Quick Takes: New Analysis of Dearth of Female Scientists, Improving State Budget Picture, Cash and Sex for Grade Changes, Decline in Percentage of Female Coaches, Iraq Service Disqualifies Veteran for In-State Tuition
Submitted by Doug Lederman on August 19, 2005 - 4:00am
Unconscious bias and a chilly climate that undervalues the contributions and potential of women are significantly responsible for the underrepresentation of female scientists, a star-studded group of 11 womenargue in an article in the current issue of Science magazine. The authors, who include Nancy Cantor and Denice Denton, the chancellors of Syracuse University and the University of California at SantaCruz, respectively, and Donna E. Shalala, president of the University of Miami, cite some progress but describe the many challenges that discourage women from pursuing scientific careers in academe. They also offer suggestions for how universities can take better advantage of the potential pool of female scientists.
State legislatures spent 5.7 percent more of their general funds on higher education in the 2006 fiscal year than they did last year, according to a preliminary report on this year's sessions by the National Conference of State Legislatures. Of 44 states that responded to the group's survey, 5 -- Hawaii, Nevada, New Jersey, New York and Oklahoma -- boosted spending on higher education by 10 percent or more, while Wisconsin reported a drop of 1.9 percent in its appropriations for colleges. Over all, the legislators group finds that "state budgets are healthier than they’ve been in five years, reporting an increase of about 8 percent in states' aggregate balance at the end of the 2005 fiscal year.

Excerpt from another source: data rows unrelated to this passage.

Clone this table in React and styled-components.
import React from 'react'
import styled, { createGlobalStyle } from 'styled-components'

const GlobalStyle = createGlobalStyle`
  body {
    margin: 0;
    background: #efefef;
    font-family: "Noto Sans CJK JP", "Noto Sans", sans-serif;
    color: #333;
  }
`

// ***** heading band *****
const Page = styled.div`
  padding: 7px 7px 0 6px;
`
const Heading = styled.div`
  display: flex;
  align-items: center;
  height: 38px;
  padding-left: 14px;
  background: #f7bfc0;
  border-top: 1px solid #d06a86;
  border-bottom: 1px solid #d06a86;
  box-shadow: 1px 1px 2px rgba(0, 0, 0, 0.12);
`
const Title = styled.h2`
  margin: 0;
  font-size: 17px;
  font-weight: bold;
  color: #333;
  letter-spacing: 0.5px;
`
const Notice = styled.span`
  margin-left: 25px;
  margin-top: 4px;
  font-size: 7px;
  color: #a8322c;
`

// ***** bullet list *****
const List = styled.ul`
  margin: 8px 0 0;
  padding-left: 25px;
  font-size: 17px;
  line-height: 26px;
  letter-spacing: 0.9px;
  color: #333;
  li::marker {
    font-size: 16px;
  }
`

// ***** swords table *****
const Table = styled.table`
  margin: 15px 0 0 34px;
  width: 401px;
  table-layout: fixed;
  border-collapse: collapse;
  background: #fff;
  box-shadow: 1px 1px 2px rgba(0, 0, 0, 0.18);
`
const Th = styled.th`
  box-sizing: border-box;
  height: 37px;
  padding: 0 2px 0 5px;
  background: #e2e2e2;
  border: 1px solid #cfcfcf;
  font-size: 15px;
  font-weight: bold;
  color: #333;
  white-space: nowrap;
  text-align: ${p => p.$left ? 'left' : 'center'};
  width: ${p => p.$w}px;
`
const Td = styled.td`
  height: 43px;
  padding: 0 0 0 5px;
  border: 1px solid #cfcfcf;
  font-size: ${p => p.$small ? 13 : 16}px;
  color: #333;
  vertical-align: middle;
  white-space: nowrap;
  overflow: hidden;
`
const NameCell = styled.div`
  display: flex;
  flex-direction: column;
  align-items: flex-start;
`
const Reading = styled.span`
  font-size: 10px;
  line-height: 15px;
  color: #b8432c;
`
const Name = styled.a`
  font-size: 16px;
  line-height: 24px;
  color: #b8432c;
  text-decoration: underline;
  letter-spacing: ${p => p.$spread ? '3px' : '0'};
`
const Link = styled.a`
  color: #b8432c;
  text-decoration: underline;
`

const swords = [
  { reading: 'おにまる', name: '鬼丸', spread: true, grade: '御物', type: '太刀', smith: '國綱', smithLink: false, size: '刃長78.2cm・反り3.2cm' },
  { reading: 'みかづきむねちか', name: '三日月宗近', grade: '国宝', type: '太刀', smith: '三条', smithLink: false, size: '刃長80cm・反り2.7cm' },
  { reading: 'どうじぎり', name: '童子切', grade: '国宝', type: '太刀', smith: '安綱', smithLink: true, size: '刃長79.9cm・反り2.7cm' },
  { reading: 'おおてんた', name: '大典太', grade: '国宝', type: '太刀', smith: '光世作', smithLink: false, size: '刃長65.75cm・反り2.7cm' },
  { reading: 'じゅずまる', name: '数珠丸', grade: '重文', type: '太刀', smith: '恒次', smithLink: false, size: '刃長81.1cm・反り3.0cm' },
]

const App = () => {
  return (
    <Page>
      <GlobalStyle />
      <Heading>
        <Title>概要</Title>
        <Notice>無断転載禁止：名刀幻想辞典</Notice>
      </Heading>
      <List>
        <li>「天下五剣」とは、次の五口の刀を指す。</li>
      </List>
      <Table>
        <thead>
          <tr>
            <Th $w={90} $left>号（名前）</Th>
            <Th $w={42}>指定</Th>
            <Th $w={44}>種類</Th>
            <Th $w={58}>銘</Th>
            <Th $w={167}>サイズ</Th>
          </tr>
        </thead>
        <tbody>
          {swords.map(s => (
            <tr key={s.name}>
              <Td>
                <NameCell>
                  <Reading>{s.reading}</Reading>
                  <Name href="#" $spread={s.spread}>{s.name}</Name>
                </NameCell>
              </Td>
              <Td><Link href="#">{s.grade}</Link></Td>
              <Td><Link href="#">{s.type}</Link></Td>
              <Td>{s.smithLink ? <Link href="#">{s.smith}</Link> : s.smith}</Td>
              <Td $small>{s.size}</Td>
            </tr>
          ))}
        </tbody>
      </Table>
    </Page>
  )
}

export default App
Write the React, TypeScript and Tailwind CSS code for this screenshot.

Two former employees of Florida Memorial University and five students have been charged in an alleged scheme in which cash payments and sexual favors were traded for grade changes, according to the Associated Press. One of the former employees entered a plea of not guilty and the other has not been found.
Despite advances for female athletes in colleges, the percentage of female coaches of women's teams is declining, according to a new report  by the Coaching and Gender Equity Project, at Pennsylvania State University.
Austin Community College is facing a barrage of criticism after a report in the Fort Worth Star-Telegram that the college told a veteran that his tours of duty in Iraq disqualified him from receiving in-state tuition rates.